Saturday, October 23, 2010

The Coast, Conference, and Cuisine-- Bouchercon Part 1: The Coast and Big Sur

We drove from SoCal to Bouchercon 2010 in San Fransciso, which means that we seriously overpacked. Okay, I seriously overpacked.

Fog hiding the ocean. Looking south from the deck of the Nepenthe.
Husband Charlie and I decided we'd break up the drive and spend a night in Big Sur. It had been a couple of years since we'd cruised Highway One.  When the weather is fine, driving that stretch of coast from Morro Bay to Carmel is transformative. It makes me want to write a love song to California. I hummed some instead.
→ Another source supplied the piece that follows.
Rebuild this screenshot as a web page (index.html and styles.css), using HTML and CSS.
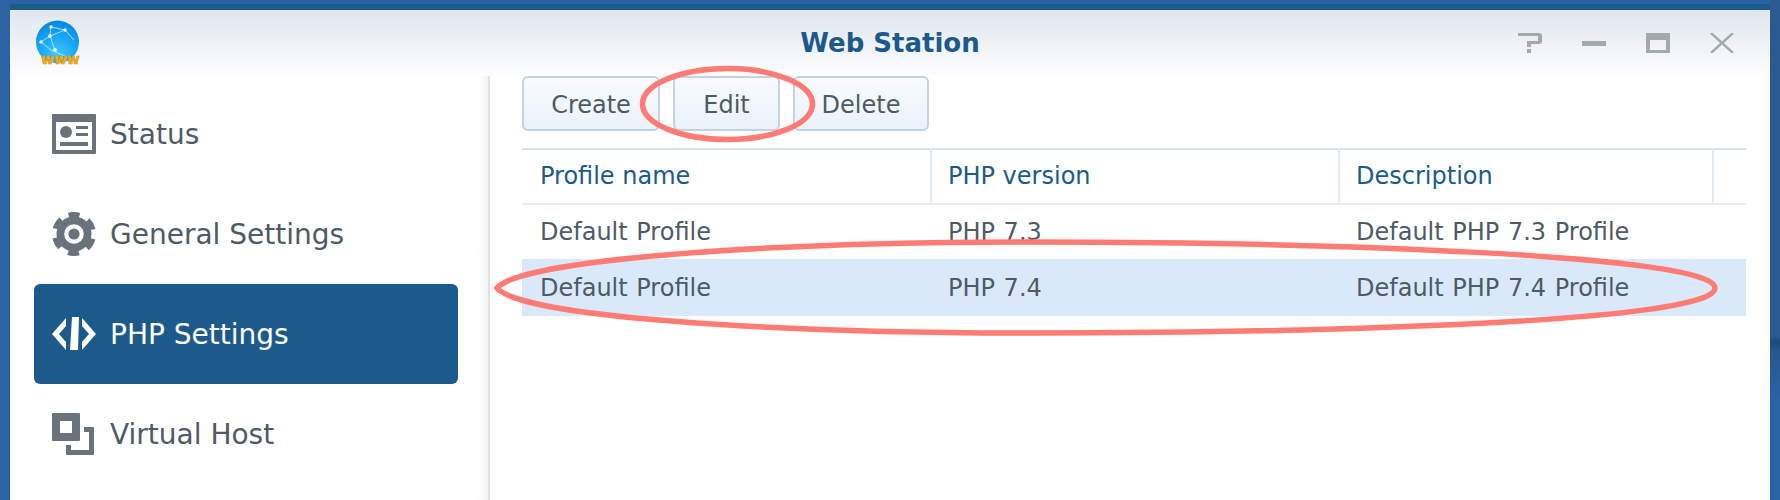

Yeah Cali, you're broke, you've got a lot of problems, but this native daughter loves U and your golden self.

We almost had the road to ourselves.  A light shifting fog moved through the air, making mirages of ocean and foothills that would suddenly appear out of the mist only to be just as quickly erased. White fog ran down canyons like streams from Heaven. Quicksilver ocean melted into dove-feathered fog. It was mystical.

Soundtrack into Big Sur: Jazz Round Midnight: Chanteuses and selections from Beethoven.

Big Sur is like a hippie Fantasy Island--a different place and era cut off from the rest of the world. It's not easy to get to. There's sporadic cell phone service. The physical beauty is imposing and makes everything else seem trivial. The French, German, Italian, and British visitors outnumbered the Yanks, adding to my feeling of being in a strange land.  My cell phone displayed a scary red emblem instead of the signal strength bars. Took me a little time to ignore that silent scream. Freedom from the CrackBerry.

I'm a sucker for a pretty photo of a sunset.  From the Nepenthe. 
We reached the Nepenthe in time for the sunset. Charlie trained another bartender how to make a Vesper martini.  We split a Calistoga artichoke appetizer, a Nepenthe's Ambrosia Burger, and a giant basket of fries. Behind us, a group of folks was discussing the "Julie and Julia" movie. A man at the table didn't know who Julia Child was. Others there filled him in, but agreed that she was still alive yet "elderly." Decisions... Reveal myself as an eavesdropper and inject myself into their conversation to set them straight or forever hold my peace?  I practiced silence and turned my attention to the sun setting behind twin fog banks which garnered a crowd with cameras.

When the sun made its final dip into the ocean, there was discussion of seeing the green flash. Very cool, waiting for that fleeting event.

We stayed in a simple motel along the Big Sur River. There were Adirondack chairs in the river, perfect for sitting on a hot day.  Even though the river was more like a creek after our dry year, I realized how rarely I experience a river. The cement-shrouded L.A. River doesn't count. I let the cool water run over my hands and touched the smooth pebbles on the bottom.

I awakened at some point during the night. It was strangely dark. Black dark. No display on the nightstand digital clock. No lights from outside. The power was off. I wondered if the rest of the world had disappeared like in one of those early 1960s horror movies inspired by A-Bomb paranoia in which the people seem to have evaporated, leaving their cars with full tanks of gas and the keys in the ignition. What if the world outside Big Sur was gone?  Deciding there was nothing I could do about it, I rolled over and went back to sleep. In the morning, the digital clock was flashing the wrong time. The world had not disappeared.
I had plenty of company snapping this beauty.

Every time I visit Big Sur, I hear its siren call, as have many others, including Henry Miller, who rolled in and didn't leave--for a while at least. Big Sur whispers to me, "What are you doing with all this stuff?" I think, you're right. I'm gonna shed my baggage, the Samsonite in my hands and the crap in my head, and stay. Stay and make necklaces out of stones and bones and write crazy prose and not care if anyone reads it and live out the rest of my days. The next morning, just like the power outage, the moment passed.  After a lovely breakfast on a deck above the river, we pushed on to San Francisco and Bouchercon. 


  1. You know what, Dianne? I'm a fan of your books. But this is my favorite thing of yours I've ever read.

  2. Aww, thanks, Petrea! It was fun to experience and fun to write about.

  3. Really makes me wish I'd hitched a ride with youse guys. Sounds great. Nice pics, too.

  4. Missed you there, Eric! It was fun. I'll post my observations about the conference later this week.